TTG recommends: Medik8 Hydr8 B5 Skin Rehydration Serum

Retinol

  • Retinol is part of a family of ingredients called retinoids, which are all derived from vitamin A.
  • Retinol is a weaker cousin of prescription-only retinoic acid (tretinoin), and you find it in many over-the-counter skincare products.
  • Multiple skin-health benefits: retinol stimulates cell renewal and helps new collagen and elastin to develop. Normalises oil-production, so oily skin becomes less oily. Improves skin hydration. Softens pigmentation marks.
  • How effective retinol is depends on the percentage of retinol a product contains, along with the formulation.
  • Start slowly with retinol. Use it every second or third night to acclimatise your skin and check tolerance. Apply moisturiser afterwards, to help counteract any dryness. If your skin looks red and irritated, wait until it recovers before using again.
  • Works well alongside other acids in a routine but should be applied at different times of the day – e.g., L-ascorbic in the morning and retinol at night
  • Daily sunscreen is vital as retinol makes skin more sensitive to the sun.

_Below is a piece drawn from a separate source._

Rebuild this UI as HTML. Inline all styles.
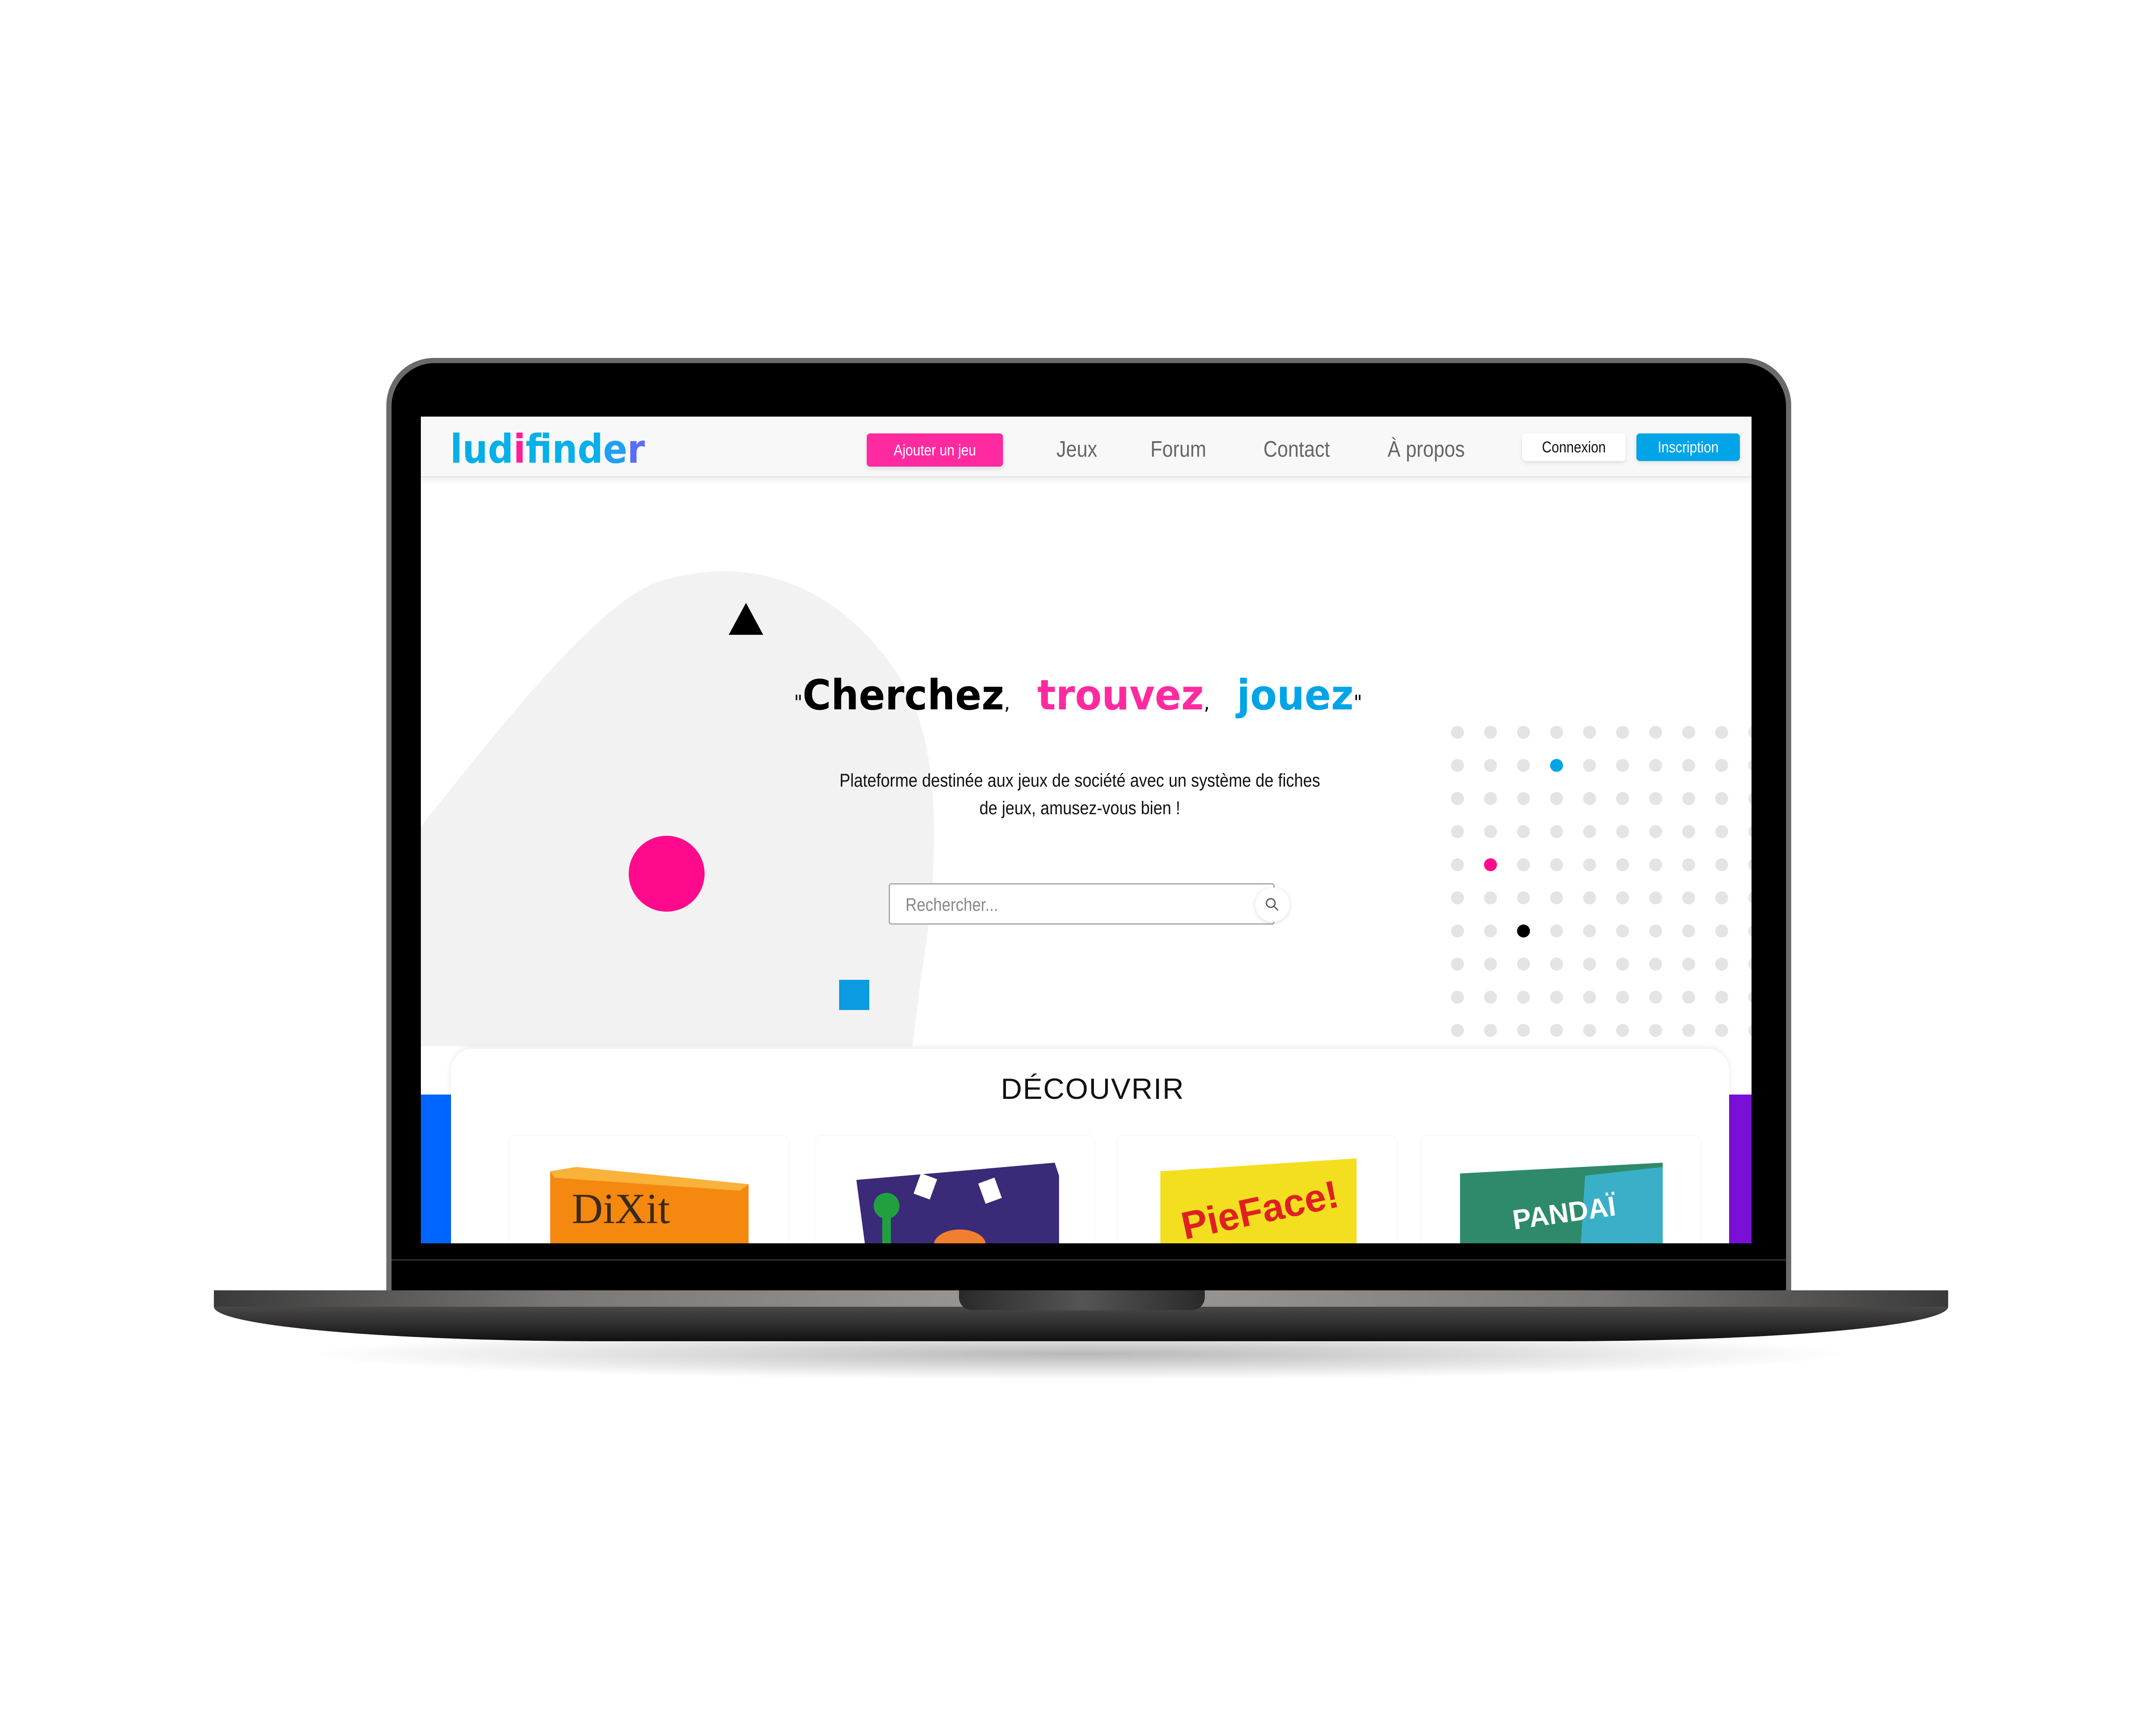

TTG recommends: Medik8 3TR

L-ascorbic acid (vitamin C)

  • Generally, the best form of vitamin C to use in skincare as it’s the most bio-available
  • Helps strengthen the skin against pollution and UV light.
  • Reduces the appearance of hyperpigmentation and age spots so skin looks brighter.
  • An antioxidant, so protects against oxidative stress – therefore, usually applied in the morning
  • Helps support the formation of new collagen in the skin.
  • Be cautious when layering directly with AHAs or BHAs. Pick one to start using first and gradually introduce the other every other day. Or start by using one or the other in a wash-off format, e.g., in your cleanser.